Problem to solve
Copy each line in which the string "styles" occurs.

Supplied data
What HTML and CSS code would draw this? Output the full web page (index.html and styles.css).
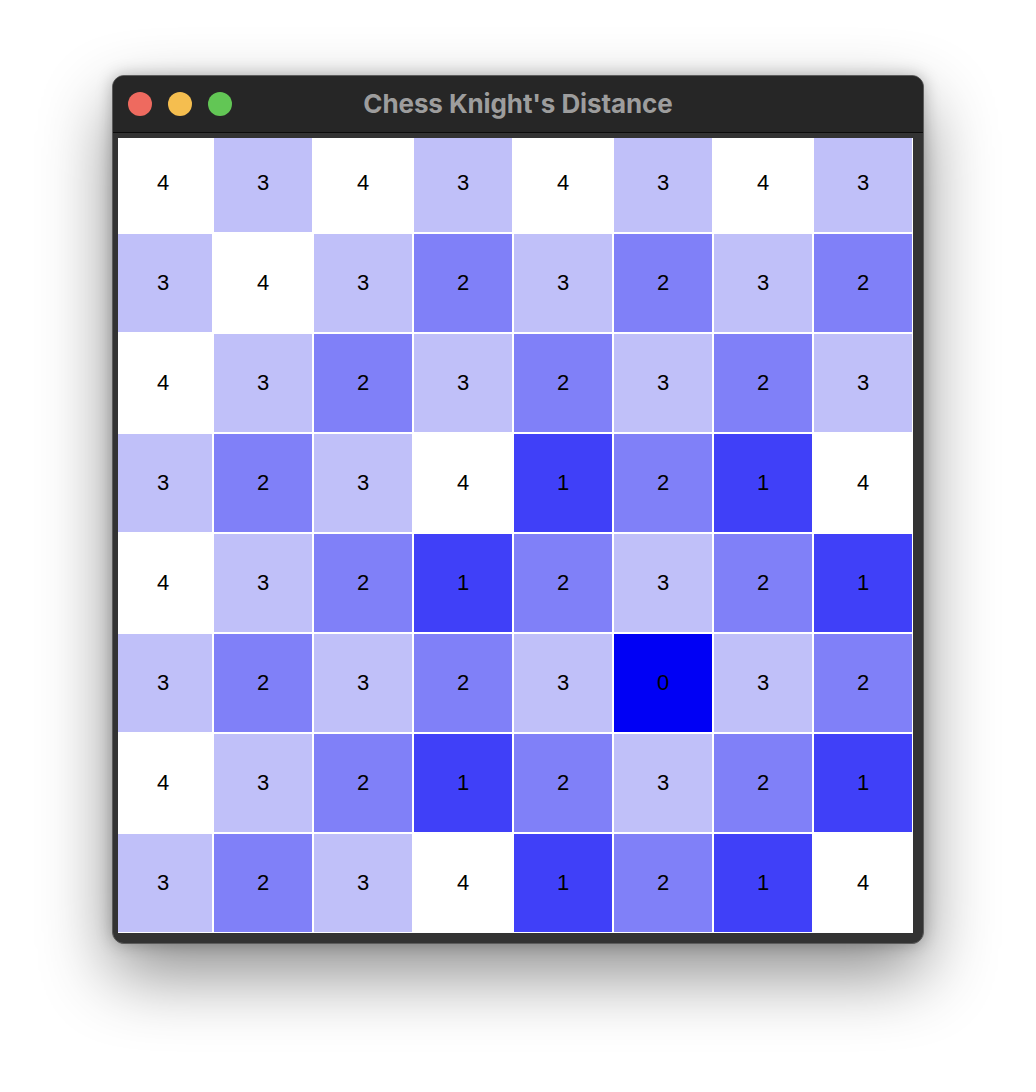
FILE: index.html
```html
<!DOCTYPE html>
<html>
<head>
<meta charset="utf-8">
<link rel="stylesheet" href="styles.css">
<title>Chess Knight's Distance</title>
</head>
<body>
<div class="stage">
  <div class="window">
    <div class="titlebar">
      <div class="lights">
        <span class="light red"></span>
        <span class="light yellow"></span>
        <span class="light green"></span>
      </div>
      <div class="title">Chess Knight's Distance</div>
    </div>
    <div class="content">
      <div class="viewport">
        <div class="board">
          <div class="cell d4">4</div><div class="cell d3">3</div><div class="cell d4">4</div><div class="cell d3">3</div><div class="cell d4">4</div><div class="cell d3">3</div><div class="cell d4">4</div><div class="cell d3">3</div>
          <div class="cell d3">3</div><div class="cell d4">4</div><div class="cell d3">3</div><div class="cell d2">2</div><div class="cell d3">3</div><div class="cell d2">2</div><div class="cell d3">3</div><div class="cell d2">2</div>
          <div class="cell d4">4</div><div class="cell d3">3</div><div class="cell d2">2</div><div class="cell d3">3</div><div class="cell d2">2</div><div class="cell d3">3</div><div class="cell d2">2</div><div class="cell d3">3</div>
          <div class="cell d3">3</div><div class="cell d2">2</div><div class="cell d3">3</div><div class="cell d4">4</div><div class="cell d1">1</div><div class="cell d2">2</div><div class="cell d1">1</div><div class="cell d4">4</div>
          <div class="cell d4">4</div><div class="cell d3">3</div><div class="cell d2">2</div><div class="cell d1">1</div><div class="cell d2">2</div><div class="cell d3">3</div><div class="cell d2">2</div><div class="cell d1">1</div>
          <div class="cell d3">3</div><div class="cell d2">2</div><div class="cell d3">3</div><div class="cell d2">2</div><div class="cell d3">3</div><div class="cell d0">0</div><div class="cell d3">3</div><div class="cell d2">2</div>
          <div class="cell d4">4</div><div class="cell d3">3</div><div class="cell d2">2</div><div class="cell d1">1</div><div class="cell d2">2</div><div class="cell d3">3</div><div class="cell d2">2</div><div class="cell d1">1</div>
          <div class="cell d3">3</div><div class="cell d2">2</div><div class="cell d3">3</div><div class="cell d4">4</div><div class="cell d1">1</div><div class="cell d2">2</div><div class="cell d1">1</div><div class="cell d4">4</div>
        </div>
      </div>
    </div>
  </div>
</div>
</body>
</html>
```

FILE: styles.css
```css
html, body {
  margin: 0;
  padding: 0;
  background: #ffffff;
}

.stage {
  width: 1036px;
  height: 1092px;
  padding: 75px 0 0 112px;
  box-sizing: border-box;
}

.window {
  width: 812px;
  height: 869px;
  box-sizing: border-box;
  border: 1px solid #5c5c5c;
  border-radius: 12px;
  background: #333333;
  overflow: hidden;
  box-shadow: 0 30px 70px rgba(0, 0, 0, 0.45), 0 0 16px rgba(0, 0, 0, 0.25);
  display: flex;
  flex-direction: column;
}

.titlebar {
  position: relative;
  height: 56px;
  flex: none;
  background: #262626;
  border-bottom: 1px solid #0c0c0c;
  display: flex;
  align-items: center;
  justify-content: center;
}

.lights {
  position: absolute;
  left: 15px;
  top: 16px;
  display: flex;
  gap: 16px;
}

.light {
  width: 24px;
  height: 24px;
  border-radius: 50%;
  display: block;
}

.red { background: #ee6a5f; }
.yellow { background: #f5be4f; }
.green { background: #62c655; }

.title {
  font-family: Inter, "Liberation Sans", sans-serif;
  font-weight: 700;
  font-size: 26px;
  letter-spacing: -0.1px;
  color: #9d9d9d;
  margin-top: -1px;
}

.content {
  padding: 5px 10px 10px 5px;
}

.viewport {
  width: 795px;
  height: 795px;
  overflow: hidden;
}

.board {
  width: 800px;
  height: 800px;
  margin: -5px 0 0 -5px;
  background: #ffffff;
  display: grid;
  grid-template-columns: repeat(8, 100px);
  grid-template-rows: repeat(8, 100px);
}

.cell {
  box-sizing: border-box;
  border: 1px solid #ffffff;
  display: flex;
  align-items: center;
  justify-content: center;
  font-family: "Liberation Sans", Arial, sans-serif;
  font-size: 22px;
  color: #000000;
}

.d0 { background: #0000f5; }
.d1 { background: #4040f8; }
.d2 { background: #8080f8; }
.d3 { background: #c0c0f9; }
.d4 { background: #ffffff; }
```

Solution to this problem
What HTML and CSS code would draw this? Output the full web page (index.html and styles.css).
<link rel="stylesheet" href="styles.css">
FILE: styles.css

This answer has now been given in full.